No suprises that the "accredited" media have not picked up on any of this.
So if I have read this correctly, and concede that I very well might not have, it would appear to me that the proecution lawyer, ex 7 Bedford Row and now Solictor General Howard Sharp is either completey incompedent, or was there just to play his part in what was an attempt of a cover-up of Corporate Manslaughter.
Like I said, I could have this all wrong but that is how it reads to me.
Tony - you wrote:
It was not for the Dr Moyano's defence to check on the veracity of the statements. Acting on her behalf, it was quite proper for them to take what she said at face value.
That may be how things are done but
remember the duck in "Babe."
Cow: The only way you'll find happiness is to accept that the way things are is the way things are.
Ferdinand: 'The way things are' stinks!
I don't think it should be "proper" for any part of the judicial system to just accept any old flannel they are told. If a little bit of checking would reveal who was probably telling porkies and who was probably telling the truth, then the defence bloody well should check up the "veracity".

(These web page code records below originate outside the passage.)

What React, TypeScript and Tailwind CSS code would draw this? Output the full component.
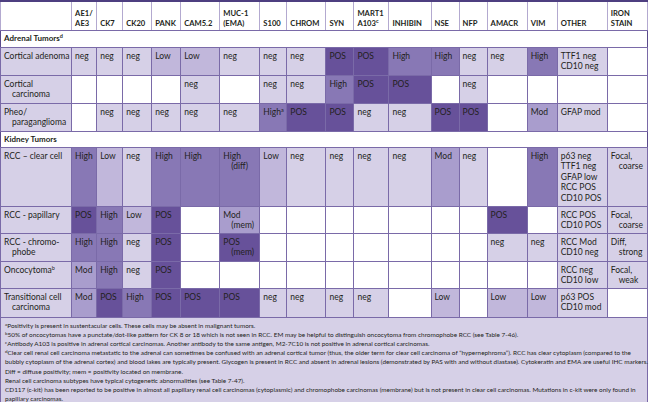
import React from "react";

/* column widths measured from the reference */
const colWidths = [71, 25, 26, 29, 29, 39, 40, 27, 39, 28, 35, 42, 28, 28, 40, 30, 50, 40];

const headers = [
  "",
  "AE1/\nAE3",
  "CK7",
  "CK20",
  "PANK",
  "CAM5.2",
  "MUC-1\n(EMA)",
  "S100",
  "CHROM",
  "SYN",
  "MART1\nA103^c",
  "INHIBIN",
  "NSE",
  "NFP",
  "AMACR",
  "VIM",
  "OTHER",
  "IRON\nSTAIN",
];

type Row = { h: string; cells: string[] };

const adrenal: Row[] = [
  {
    h: "h-[28px]",
    cells: ["Cortical adenoma", "neg", "neg", "neg", "Low", "Low", "neg", "neg", "neg", "POS", "POS", "High", "High", "neg", "neg", "High", "TTF1 neg\nCD10 neg", ""],
  },
  {
    h: "h-[28px]",
    cells: ["Cortical\ncarcinoma", "", "", "", "", "neg", "", "neg", "neg", "High", "POS", "POS", "", "neg", "", "", "", ""],
  },
  {
    h: "h-[28px]",
    cells: ["Pheo/\nparaganglioma", "", "neg", "neg", "neg", "neg", "neg", "High^a", "POS", "POS", "neg", "neg", "POS", "POS", "", "Mod", "GFAP mod", ""],
  },
];

const kidney: Row[] = [
  {
    h: "h-[59px]",
    cells: ["RCC – clear cell", "High", "Low", "neg", "High", "High", "High\n(diff)", "Low", "neg", "neg", "neg", "neg", "Mod", "neg", "", "High", "p63 neg\nTTF1 neg\nGFAP low\nRCC POS\nCD10 POS", "Focal,\ncoarse"],
  },
  {
    h: "h-[27px]",
    cells: ["RCC - papillary", "POS", "High", "Low", "POS", "", "Mod\n(mem)", "", "", "", "", "", "", "", "POS", "", "RCC POS\nCD10 POS", "Focal,\ncoarse"],
  },
  {
    h: "h-[28px]",
    cells: ["RCC - chromo-\nphobe", "High", "High", "neg", "POS", "", "POS\n(mem)", "", "", "", "", "", "", "", "neg", "neg", "RCC Mod\nCD10 neg", "Diff,\nstrong"],
  },
  {
    h: "h-[27px]",
    cells: ["Oncocytoma^b", "Mod", "High", "neg", "POS", "", "", "", "", "", "", "", "", "", "", "", "RCC neg\nCD10 low", "Focal,\nweak"],
  },
  {
    h: "h-[29px]",
    cells: ["Transitional cell\ncarcinoma", "Mod", "POS", "High", "POS", "POS", "POS", "neg", "neg", "neg", "neg", "", "Low", "", "Low", "Low", "p63 POS\nCD10 mod", ""],
  },
];

const footnotes = [
  ["a", "Positivity is present in sustentacular cells. These cells may be absent in malignant tumors."],
  ["b", "50% of oncocytomas have a punctate/dot-like pattern for CK 8 or 18 which is not seen in RCC. EM may be helpful to distinguish oncocytoma from chromophobe RCC (see Table 7-46)."],
  ["c", "Antibody A103 is positive in adrenal cortical carcinomas. Another antibody to the same antigen, M2-7C10 is not positive in adrenal cortical carcinomas."],
  ["d", "Clear cell renal cell carcinoma metastatic to the adrenal can sometimes be confused with an adrenal cortical tumor (thus, the older term for clear cell carcinoma of “hypernephroma”). RCC has clear cytoplasm (compared to the"],
  ["", "bubbly cytoplasm of the adrenal cortex) and blood lakes are typically present. Glycogen is present in RCC and absent in adrenal lesions (demonstrated by PAS with and without diastase). Cytokeratin and EMA are useful IHC markers."],
  ["", "Diff = diffuse positivity; mem = positivity located on membrane."],
  ["", "Renal cell carcinoma subtypes have typical cytogenetic abnormalities (see Table 7-47)."],
  ["", "CD117 (c-kit) has been reported to be positive in almost all papillary renal cell carcinomas (cytoplasmic) and chromophobe carcinomas (membrane) but is not present in clear cell carcinomas. Mutations in c-kit were only found in"],
  ["", "papillary carcinomas."],
];

function levelBg(text: string, col: number) {
  if (!text) return "bg-white";
  if (col === 0 || col >= 16) return "bg-[#d6d0e7]";
  if (text.startsWith("POS")) return "bg-[#67519a]";
  if (text.startsWith("High")) return "bg-[#8878b5]";
  if (text.startsWith("Mod")) return "bg-[#a99dcd]";
  if (text.startsWith("Low")) return "bg-[#c1b7db]";
  return "bg-[#d6d0e7]";
}

function Line({ text }: { text: string }) {
  const [main, sup] = text.split("^");
  return (
    <>
      {main}
      {sup && <sup className="text-[5.5px] top-[-3px]">{sup}</sup>}
    </>
  );
}

function CellText({ text, plain }: { text: string; plain?: boolean }) {
  const lines = text.split("\n");
  return (
    <>
      {lines.map((l, i) => (
        <div key={i} className={`whitespace-nowrap ${i > 0 && !plain ? "pl-[8px]" : ""}`}>
          <Line text={l} />
        </div>
      ))}
    </>
  );
}

function SectionRow({ title, sup, h }: { title: string; sup?: string; h: string }) {
  return (
    <tr className={h}>
      <td
        colSpan={18}
        className="border-y border-[#7a6aa8] bg-white pl-[3px] align-middle font-bold text-[8px]"
      >
        {title}
        {sup && <sup className="text-[5.5px] top-[-3px] font-bold">{sup}</sup>}
      </td>
    </tr>
  );
}

function BodyRows({ rows }: { rows: Row[] }) {
  return (
    <>
      {rows.map((r, ri) => (
        <tr key={ri} className={r.h}>
          {r.cells.map((c, ci) => (
            <td
              key={ci}
              className={`border border-[#7a6aa8] align-top pt-[3px] pl-[3px] pr-[1px] ${levelBg(c, ci)}`}
            >
              <CellText text={c} plain={ci === 16} />
            </td>
          ))}
        </tr>
      ))}
    </>
  );
}

export default function App() {
  return (
    <div className="w-[650px] h-[402px] overflow-hidden bg-white font-[Lato,sans-serif] text-[#231f20]">
      <table className="table-fixed border-collapse w-[648px] text-[8.5px] leading-[10.5px] border-x border-[#5a4a8c]">
        <colgroup>
          {colWidths.map((w, i) => (
            <col key={i} style={{ width: w }} />
          ))}
        </colgroup>
        <thead>
          {/* 헤더 */}
          <tr className="h-[29px]">
            {headers.map((h, i) => (
              <th
                key={i}
                className="border-t-2 border-t-[#4e3f80] border-b border-b-[#7a6aa8] border-x border-x-[#b3a9d0] align-bottom text-left font-bold text-[7.6px] leading-[10px] pl-[3px] pb-[2px] bg-white"
              >
                <CellText text={h} plain />
              </th>
            ))}
          </tr>
        </thead>
        <tbody>
          <SectionRow title="Adrenal Tumors" sup="d" h="h-[17px]" />
          <BodyRows rows={adrenal} />
          <SectionRow title="Kidney Tumors" h="h-[16px]" />
          <BodyRows rows={kidney} />
          {/* 각주 */}
          <tr className="h-[84px]">
            <td
              colSpan={18}
              className="border border-[#7a6aa8] border-b-2 border-b-[#4e3f80] bg-[#d6d0e7] align-top pl-[4px] pt-[3px] text-[6.4px] leading-[9.2px]"
            >
              {footnotes.map(([s, t], i) => (
                <div key={i} className="whitespace-nowrap">
                  {s && <sup className="text-[4.5px] top-[-2px]">{s}</sup>}
                  {t}
                </div>
              ))}
            </td>
          </tr>
        </tbody>
      </table>
    </div>
  );
}
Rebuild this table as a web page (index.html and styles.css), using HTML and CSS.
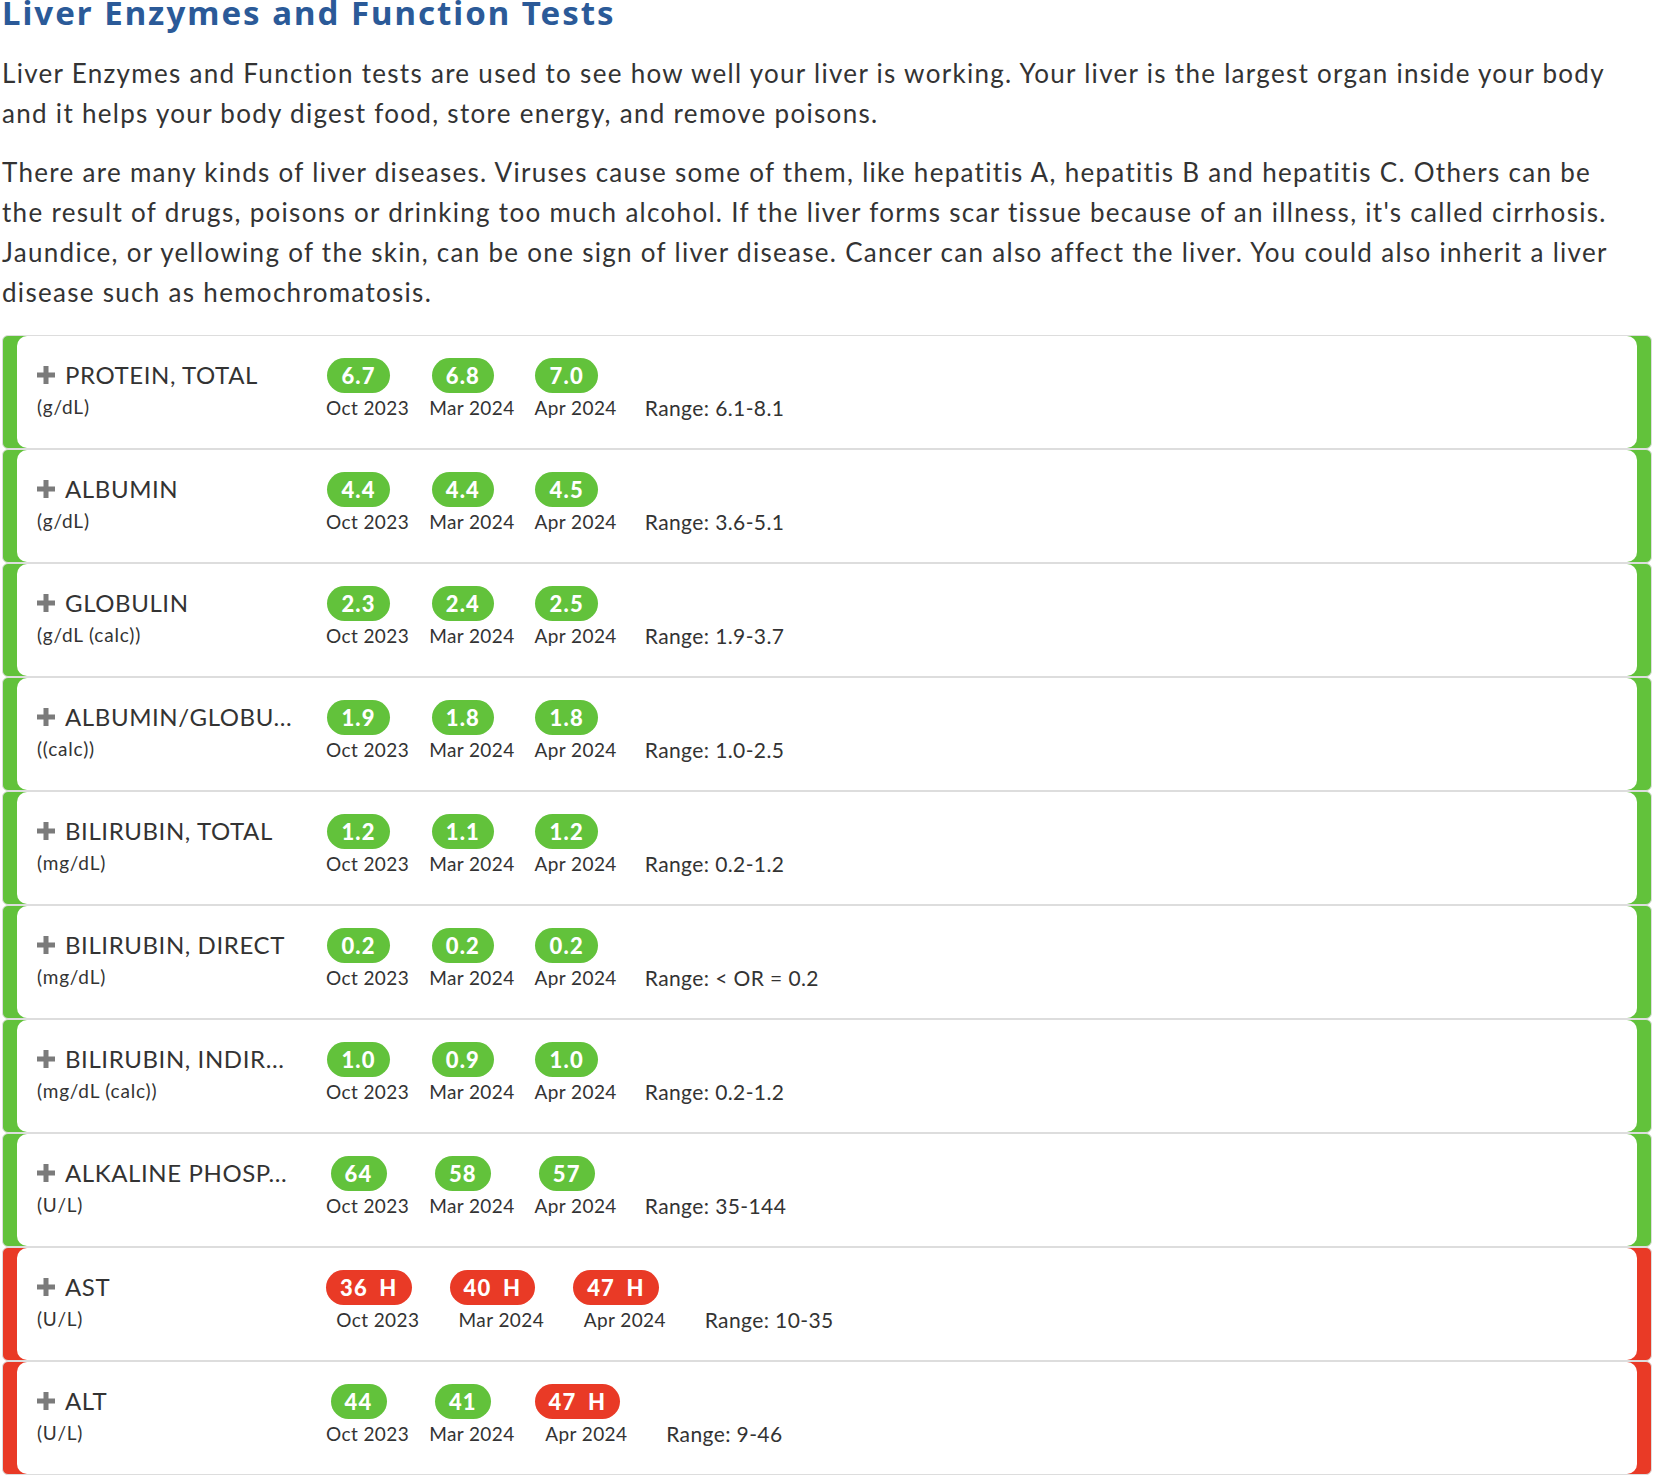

The point of the legal systems should be to establish guilt and innocence but beyond everything else, truth. It is not to mindlessly comply with a set of rules, no matter how established or lucrative.
Nick is way off in thinking the prime purpose of criminal trials is to establish the truth.
The role of the defence is to present its client's role in the most favourable way-lying is out, economising with "l'actualitie " ??
Anonymous underestimates me. How the law and its appliers currently behave may be a poor reflection of how it and they should behave. Merely stating how they behave now is no justification that they should continue that way.